# Written problem:
Find the lines holding the word "components" and collect them.
===== Information shown =====
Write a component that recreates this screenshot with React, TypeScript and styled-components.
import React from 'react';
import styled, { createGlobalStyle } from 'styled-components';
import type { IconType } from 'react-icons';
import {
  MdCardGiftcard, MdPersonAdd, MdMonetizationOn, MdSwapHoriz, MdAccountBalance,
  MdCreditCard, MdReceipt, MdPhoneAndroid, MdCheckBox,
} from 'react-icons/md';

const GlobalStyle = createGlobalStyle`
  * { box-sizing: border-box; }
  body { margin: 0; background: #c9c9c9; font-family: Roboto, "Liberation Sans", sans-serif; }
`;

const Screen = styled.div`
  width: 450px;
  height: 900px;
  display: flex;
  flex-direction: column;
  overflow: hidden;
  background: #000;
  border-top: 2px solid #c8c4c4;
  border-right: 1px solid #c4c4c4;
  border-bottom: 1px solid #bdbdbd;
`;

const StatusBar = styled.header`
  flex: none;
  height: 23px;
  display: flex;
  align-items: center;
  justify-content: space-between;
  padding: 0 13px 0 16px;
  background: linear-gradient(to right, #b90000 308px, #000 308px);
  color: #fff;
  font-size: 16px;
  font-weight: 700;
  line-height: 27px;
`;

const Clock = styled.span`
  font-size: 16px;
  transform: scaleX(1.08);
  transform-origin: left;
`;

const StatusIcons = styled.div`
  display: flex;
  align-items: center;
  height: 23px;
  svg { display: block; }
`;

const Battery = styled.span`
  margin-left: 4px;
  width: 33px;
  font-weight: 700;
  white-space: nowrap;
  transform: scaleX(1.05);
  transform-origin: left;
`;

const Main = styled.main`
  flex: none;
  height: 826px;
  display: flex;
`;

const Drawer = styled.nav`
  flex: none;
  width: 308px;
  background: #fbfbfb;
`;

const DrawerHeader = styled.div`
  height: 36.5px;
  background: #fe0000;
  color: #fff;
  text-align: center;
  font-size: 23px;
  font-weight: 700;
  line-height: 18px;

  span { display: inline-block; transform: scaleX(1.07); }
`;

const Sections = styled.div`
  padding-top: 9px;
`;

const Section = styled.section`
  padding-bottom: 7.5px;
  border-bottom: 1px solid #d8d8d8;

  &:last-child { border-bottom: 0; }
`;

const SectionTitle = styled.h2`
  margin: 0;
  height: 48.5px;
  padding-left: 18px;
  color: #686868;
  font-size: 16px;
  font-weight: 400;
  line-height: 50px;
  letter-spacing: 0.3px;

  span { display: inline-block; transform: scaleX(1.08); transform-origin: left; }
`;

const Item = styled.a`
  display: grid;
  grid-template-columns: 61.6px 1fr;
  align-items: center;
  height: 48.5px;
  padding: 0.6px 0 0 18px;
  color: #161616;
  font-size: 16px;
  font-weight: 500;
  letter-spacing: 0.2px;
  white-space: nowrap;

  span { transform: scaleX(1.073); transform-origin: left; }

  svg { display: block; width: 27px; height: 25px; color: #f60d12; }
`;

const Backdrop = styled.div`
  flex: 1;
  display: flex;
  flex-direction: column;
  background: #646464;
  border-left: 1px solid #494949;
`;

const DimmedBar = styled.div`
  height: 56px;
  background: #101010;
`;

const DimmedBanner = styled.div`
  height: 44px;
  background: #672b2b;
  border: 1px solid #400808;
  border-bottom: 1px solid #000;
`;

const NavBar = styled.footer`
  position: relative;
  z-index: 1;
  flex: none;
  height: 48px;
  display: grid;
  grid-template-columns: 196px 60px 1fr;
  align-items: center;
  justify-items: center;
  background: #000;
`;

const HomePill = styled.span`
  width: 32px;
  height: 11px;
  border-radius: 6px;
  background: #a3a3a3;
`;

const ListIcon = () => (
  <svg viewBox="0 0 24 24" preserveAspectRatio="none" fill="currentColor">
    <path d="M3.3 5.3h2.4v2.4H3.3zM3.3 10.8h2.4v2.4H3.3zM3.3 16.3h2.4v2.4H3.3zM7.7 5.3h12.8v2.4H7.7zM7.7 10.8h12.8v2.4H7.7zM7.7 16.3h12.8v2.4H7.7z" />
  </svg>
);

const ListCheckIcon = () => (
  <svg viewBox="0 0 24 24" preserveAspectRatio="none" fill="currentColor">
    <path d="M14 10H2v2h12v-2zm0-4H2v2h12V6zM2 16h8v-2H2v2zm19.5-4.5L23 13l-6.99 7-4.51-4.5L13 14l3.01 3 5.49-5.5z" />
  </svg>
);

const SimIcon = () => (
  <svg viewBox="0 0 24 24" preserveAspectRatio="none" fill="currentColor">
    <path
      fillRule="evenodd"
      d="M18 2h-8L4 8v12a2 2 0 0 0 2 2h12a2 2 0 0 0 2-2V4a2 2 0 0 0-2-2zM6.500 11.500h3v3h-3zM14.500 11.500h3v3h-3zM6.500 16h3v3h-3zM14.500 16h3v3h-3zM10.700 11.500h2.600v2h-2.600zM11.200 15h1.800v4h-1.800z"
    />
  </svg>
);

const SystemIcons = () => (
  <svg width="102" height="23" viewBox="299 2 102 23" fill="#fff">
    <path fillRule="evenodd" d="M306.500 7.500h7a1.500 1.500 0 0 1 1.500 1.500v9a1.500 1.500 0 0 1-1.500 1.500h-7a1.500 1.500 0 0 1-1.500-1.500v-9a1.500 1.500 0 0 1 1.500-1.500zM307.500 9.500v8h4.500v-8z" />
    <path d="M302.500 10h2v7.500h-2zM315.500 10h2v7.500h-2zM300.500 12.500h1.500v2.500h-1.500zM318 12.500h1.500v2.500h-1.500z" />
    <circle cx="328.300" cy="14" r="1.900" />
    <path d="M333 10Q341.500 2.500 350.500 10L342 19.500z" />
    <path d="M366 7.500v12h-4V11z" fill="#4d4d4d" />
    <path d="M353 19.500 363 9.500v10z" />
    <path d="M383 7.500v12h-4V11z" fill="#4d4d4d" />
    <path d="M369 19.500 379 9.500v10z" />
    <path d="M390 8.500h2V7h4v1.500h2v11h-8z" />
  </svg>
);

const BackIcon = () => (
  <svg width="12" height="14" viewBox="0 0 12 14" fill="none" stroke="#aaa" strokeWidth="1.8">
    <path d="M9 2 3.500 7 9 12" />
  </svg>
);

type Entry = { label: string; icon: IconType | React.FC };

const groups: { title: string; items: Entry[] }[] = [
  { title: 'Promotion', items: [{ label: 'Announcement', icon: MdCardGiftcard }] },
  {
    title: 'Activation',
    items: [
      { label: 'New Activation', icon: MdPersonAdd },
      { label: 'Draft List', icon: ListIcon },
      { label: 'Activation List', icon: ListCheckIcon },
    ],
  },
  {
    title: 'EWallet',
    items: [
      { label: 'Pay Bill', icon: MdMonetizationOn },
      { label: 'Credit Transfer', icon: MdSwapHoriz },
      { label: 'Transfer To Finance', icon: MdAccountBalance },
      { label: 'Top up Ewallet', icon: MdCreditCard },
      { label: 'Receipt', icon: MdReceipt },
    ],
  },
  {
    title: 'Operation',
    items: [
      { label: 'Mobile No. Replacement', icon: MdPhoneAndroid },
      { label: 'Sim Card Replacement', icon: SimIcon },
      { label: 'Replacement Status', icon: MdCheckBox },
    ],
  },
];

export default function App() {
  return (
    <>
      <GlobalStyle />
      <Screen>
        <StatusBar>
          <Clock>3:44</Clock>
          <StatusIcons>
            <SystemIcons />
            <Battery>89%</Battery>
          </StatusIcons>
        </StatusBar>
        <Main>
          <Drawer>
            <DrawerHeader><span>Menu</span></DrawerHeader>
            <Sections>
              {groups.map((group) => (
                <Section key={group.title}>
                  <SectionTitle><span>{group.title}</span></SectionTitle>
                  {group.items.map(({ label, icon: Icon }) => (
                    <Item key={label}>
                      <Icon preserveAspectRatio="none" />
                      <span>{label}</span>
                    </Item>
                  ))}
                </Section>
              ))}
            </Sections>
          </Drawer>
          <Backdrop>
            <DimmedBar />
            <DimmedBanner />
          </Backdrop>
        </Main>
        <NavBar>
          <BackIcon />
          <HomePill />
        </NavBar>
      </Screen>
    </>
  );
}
=====
# Result of this task:
Write a component that recreates this screenshot with React, TypeScript and styled-components.
import styled, { createGlobalStyle } from 'styled-components';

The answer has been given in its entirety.